Bem ao contrário, vemos que tais órgãos constituem-se em nichos privilegiados de golpistas, centro de construção de “narrativas” que buscam o apagamento do 8 de janeiro, seus antecedentes e consequências. Ao contrário do núcleo político, palaciano, do governo, apenas o Ministério da Justiça, a Advocacia-Geral da União, e o STF, avançam nas investigações.
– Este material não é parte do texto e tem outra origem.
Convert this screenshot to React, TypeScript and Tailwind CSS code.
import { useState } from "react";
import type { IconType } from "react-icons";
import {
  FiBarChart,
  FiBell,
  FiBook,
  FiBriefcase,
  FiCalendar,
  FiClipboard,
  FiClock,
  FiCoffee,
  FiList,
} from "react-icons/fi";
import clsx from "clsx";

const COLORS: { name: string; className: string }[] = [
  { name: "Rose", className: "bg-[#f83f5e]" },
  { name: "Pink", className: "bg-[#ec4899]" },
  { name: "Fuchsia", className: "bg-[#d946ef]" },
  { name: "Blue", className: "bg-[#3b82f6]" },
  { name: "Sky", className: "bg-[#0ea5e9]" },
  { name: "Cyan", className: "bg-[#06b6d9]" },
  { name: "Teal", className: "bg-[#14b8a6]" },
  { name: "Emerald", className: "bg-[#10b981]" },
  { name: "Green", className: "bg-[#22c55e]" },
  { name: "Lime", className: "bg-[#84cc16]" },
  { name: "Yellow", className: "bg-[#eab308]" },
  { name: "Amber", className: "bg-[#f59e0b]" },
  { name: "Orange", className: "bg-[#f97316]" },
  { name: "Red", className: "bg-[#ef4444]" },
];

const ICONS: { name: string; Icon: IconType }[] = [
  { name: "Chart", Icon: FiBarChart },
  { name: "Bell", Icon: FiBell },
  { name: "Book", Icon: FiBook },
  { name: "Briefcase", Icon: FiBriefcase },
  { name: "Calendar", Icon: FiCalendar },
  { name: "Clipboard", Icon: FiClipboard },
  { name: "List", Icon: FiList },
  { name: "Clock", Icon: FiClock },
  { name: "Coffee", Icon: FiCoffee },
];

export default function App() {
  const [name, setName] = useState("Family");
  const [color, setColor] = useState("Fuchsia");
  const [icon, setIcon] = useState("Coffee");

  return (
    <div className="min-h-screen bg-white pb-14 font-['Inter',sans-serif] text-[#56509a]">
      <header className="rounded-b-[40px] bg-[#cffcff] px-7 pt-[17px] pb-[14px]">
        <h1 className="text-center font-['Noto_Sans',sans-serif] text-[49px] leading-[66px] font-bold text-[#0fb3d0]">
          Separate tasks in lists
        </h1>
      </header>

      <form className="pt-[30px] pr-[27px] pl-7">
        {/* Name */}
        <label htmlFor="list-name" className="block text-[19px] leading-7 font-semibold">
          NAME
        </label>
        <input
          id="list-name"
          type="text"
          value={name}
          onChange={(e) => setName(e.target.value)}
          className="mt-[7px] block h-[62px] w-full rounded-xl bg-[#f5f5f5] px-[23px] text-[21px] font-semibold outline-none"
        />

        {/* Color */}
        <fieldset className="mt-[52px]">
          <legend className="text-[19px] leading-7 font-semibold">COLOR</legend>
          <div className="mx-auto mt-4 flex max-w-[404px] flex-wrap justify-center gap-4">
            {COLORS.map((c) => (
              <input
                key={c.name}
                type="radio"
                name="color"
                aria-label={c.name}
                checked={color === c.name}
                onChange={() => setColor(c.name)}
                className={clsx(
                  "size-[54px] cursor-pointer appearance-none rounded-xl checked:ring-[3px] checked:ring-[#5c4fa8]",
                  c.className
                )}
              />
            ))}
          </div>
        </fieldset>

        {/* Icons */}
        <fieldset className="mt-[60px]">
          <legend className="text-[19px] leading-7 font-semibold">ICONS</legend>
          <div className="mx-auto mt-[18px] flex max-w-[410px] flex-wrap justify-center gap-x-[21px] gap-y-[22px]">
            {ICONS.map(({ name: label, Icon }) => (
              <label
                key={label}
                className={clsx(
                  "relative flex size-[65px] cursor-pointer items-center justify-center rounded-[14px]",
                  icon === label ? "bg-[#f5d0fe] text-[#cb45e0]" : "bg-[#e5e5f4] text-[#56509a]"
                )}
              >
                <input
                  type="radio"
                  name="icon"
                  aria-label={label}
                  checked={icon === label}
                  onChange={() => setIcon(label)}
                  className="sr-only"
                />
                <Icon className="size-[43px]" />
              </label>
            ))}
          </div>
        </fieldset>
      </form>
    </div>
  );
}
O diagnóstico da crise institucional continua precário junto ao núcleo político, que insiste em que:

  1. A eleição de Lula e a inelegibilidade de Bolsonaro são evidências do fim da crise política e institucional;
  2. Consideram o bolsonarismo, inclusive na Magistratura e nos quartéis, em refluxo confundindo personagem e as fontes profundas dos movimentos sociais das Direitas;
  3. Nunca entenderam, por isso mesmo, o conceito de “Insurreição fascista”, como estabelecido com a “Marcha sobre Roma”, de 1922, e sua repetição midiática e reticular, em Kiev em 2014, em La Paz em 2019 ou no Capitólio em 2021;
  4. Ao contrário de Lula da Silva, consideram o fascismo no Brasil como metáfora e hipérbole, mantendo-se na compreensão cinematográfica do fenômeno “fascismo histórico”, sem atentar para os movimentos mundiais de ascensão dos novos (neo)fascismo;
  5. Acreditam que todo poder político se exerce no Congresso Nacional, desvalorizando a presença do povo nas praças, ruas, universidades e sindicatos como tipo de Resistência;
  6. Não entenderam o processo de unificação das Diretas brasileiras pela hegemonia fascista;
  7. Consideram a oposição fascista com as mesmas lentes que enfrentaram antes a oposição do (quase)finado PSDB, não percebendo a “debacle” do Centro Histórico da política republicana;
  8. Não consideram mobilizar, por não entender o caráter “de massas” do fascismo (amplas classes médias, funcionários civis e militares, as classes rentistas, o lumpenproletariat em busca de um líder substituto, mito e mistificação, da falsa concretização psicológica e histórica) os núcleos populares, trabalhadores, para se manifestarem nas ruas, praças, universidades e sindicatos contra o golpismo (sequer tivemos uma manifestação popular em condenação ao golpe);
  9. A busca de base de apoio do governo leva a tratativas que poderiam ser melhor explicadas e balanceadas com a mobilização popular;
  10. Estão “economizando” Lula, o único grande comunicador à Esquerda, nas suas relações com as bases trabalhadoras;
  11. Não distinguem o bolsonarismo, uma forma de Neofascismo, do conservadorismo nato da sociedade brasileira, racista, misógina e patriarcal, combatendo só os personagens “Bolsonaro” e os chamados “patriotas”, que entalados em bandeiras depredaram as instituições da República, deixando de lado o núcleo duro do bolsonarismo na política, magistratura, ministérios, inclusive o Ministério da Defesa, no afã de blindar militares golpistas;
  12. Por fim, estão decididos a “deixar quieto” os núcleos radicais nas FFAAs, no intuito de “virar a página” da História. Assim perde-se a percepção da profundidade e enraizamento do golpismo nas instituições da República e na cultura política brasileira, suas raízes históricas, no escravismo e no patrimonialismo, seus métodos sempre violentos, buscando “virar a página” de uma História ainda não escrita.